Why Else Would You Choose DynamoDB?
It’s fully managed. With DynamoDB, you don’t have to worry about maintenance or administration of operating and scaling. That means less effort with setting up, configuration, hardware provisioning, cluster scaling, and more. Just create tables that store and retrieve your data, and you can scale up to any traffic requirements you have.
DynamoDB handles partitioning automatically. Obshadko says, “This means we don’t have to think about manually partitioning the database to be able to handle the traffic.”
The scalability of NoSQL. “With SQL databases, it’s very easy to change and refactor things, but they can’t horizontally scale,” Obshadko notes. “In fact, if you hit that ceiling, you’ll be limited to purchasing more powerful hardware as the only upscaling option.” With DynamoDB, you’re locked into your data structures once they are in production, but performance is unlimited, “provided you have designed your structures right.”
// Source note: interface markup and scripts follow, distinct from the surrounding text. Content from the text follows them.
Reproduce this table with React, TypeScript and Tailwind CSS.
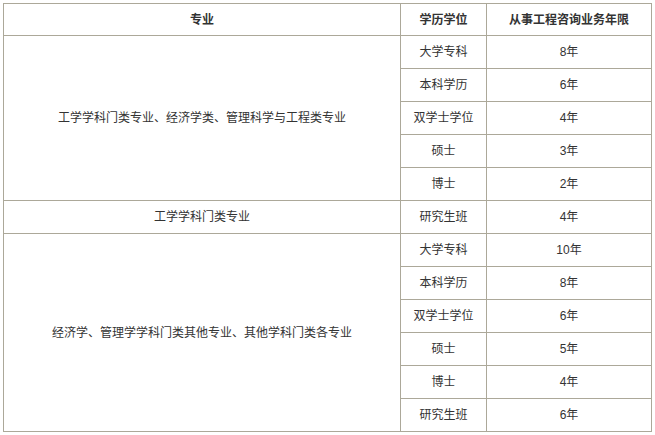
const groups = [
  {
    major: '工学学科门类专业、经济学类、管理科学与工程类专业',
    span: 'row-span-5',
    rows: [
      ['大学专科', '8年'],
      ['本科学历', '6年'],
      ['双学士学位', '4年'],
      ['硕士', '3年'],
      ['博士', '2年'],
    ],
  },
  {
    major: '工学学科门类专业',
    span: 'row-span-1',
    rows: [['研究生班', '4年']],
  },
  {
    major: '经济学、管理学学科门类其他专业、其他学科门类各专业',
    span: 'row-span-6',
    rows: [
      ['大学专科', '10年'],
      ['本科学历', '8年'],
      ['双学士学位', '6年'],
      ['硕士', '5年'],
      ['博士', '4年'],
      ['研究生班', '6年'],
    ],
  },
];

function Cell({ children, className = '' }: { children: React.ReactNode; className?: string }) {
  return <div className={`flex items-center justify-center bg-white ${className}`}>{children}</div>;
}

export default function App() {
  return (
    <div className="w-[655px] h-[435px] bg-white pt-[3px] pl-[3px] text-[12px] leading-none text-[#333] font-['Liberation_Sans','Noto_Sans_CJK_SC',sans-serif]">
      <div className="grid w-[649px] grid-cols-[396px_85px_164px] grid-rows-[31px_repeat(12,32px)] gap-px bg-[#aca899] p-px">
        <Cell className="font-bold">专业</Cell>
        <Cell className="font-bold">学历学位</Cell>
        <Cell className="font-bold">从事工程咨询业务年限</Cell>
        {groups.map((g) => [
          <Cell key={g.major} className={`col-start-1 ${g.span}`}>
            {g.major}
          </Cell>,
          ...g.rows.map(([degree, years], i) => [
            <Cell key={g.major + i + 'd'} className="col-start-2">
              {degree}
            </Cell>,
            <Cell key={g.major + i + 'y'} className="col-start-3">
              {years}
            </Cell>,
          ]),
        ])}
      </div>
    </div>
  );
}
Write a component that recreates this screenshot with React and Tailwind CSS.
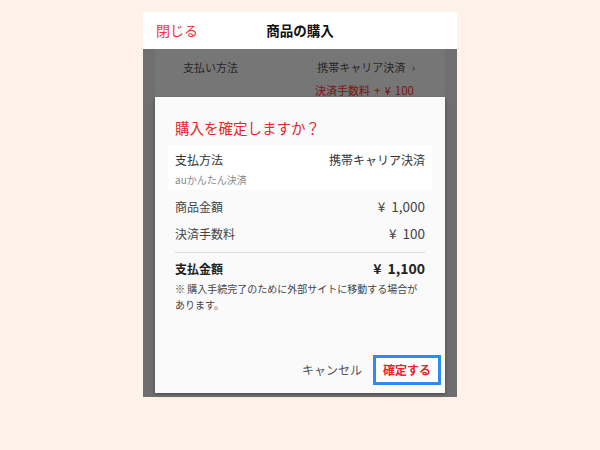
import React from 'react';

function Row({ label, value, bold }) {
    return (
        <div className={`flex justify-between items-center h-[27px] ${bold ? 'font-bold text-[#222]' : 'text-[#444]'}`}>
            <span className="text-[12px]">{label}</span>
            <span className={bold ? 'text-[14px]' : 'text-[13.5px]'}>¥<span className="ml-[6px]">{value}</span></span>
        </div>
    );
}

export default function App() {
    return (
        <div className="w-[600px] h-[450px] bg-[#fef2ea] pt-[12px]" style={{ fontFamily: '"Noto Sans CJK JP", "Noto Sans", sans-serif' }}>
            <div className="w-[314px] ml-[143px] h-[385px] flex flex-col">
                <div className="h-[37px] bg-white flex items-center relative">
                    <span className="ml-[13px] text-[14px] text-[#f0333a]">閉じる</span>
                    <span className="absolute left-0 right-0 text-center text-[13.5px] font-bold text-[#111] pointer-events-none">商品の購入</span>
                </div>
                <div className="flex-1 bg-[#6f6f6f] relative">
                    <div className="mx-[12px] h-full bg-[#767676] pt-[10px] pl-[28px] pr-[30px] text-[11px]">
                        <div className="flex justify-between text-[#262626]">
                            <span>支払い方法</span>
                            <span>携帯キャリア決済 <span className="ml-[4px]">›</span></span>
                        </div>
                        <div className="text-right text-[#7a1414] mt-[6px] pr-[1px]">決済手数料<span className="text-[11.5px] ml-[4px]">+<span className="ml-[4px]">¥</span><span className="ml-[4px]">100</span></span></div>
                    </div>

                    <div className="absolute left-[12px] top-[48px] w-[290px] h-[296px] bg-[#fafafa] shadow-[0_2px_4px_rgba(0,0,0,0.35)] flex flex-col">
                        <div className="px-[20px] pt-[20px] h-[48px] text-[14.5px] text-[#e8252b]">購入を確定しますか？</div>
                        <div className="mx-[13px] bg-white h-[45px] px-[7px] pt-[5px]">
                            <div className="flex justify-between text-[12px] text-[#333] leading-[20px]">
                                <span>支払方法</span>
                                <span>携帯キャリア決済</span>
                            </div>
                            <div className="text-[10px] text-[#888] leading-[16px] mt-[2px]">auかんたん決済</div>
                        </div>
                        <div className="px-[20px] pt-[3px]">
                            <Row label="商品金額" value="1,000" />
                            <Row label="決済手数料" value="100" />
                            <div className="border-t border-[#dedede] mt-[5px] mb-[2px]" />
                            <Row label="支払金額" value="1,100" bold />
                            <p className="text-[10px] text-[#444] leading-[16px] -mt-[1px]">※ 購入手続完了のために外部サイトに移動する場合があります。</p>
                        </div>
                        <div className="flex-1" />
                        <div className="flex justify-end items-center pr-[4px] pb-[8px] gap-[11px]">
                            <span className="text-[12px] text-[#555]">キャンセル</span>
                            <button className="h-[30px] w-[68px] border-[3px] border-[#2a8cf4] bg-white text-[12px] font-bold text-[#e8252b]">確定する</button>
                        </div>
                    </div>
                </div>
            </div>
        </div>
    );
}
It’s built right into the AWS console. It’s easy to get started by creating a table, then add keys for how you’ll sort the data.
Built-in security. Have a mission-critical workload? DynamoDB offers encryption at rest and guarantees reliability with a service level agreement (SLA) and support for VPN-encrypted connections. This plus on-demand backup and point-in-time recovery are can help with meeting any regulatory compliance requirements.
DynamoDB is great for:
- Serverless apps, with an AWS Lambda integration
- Mobile projects
- Gaming apps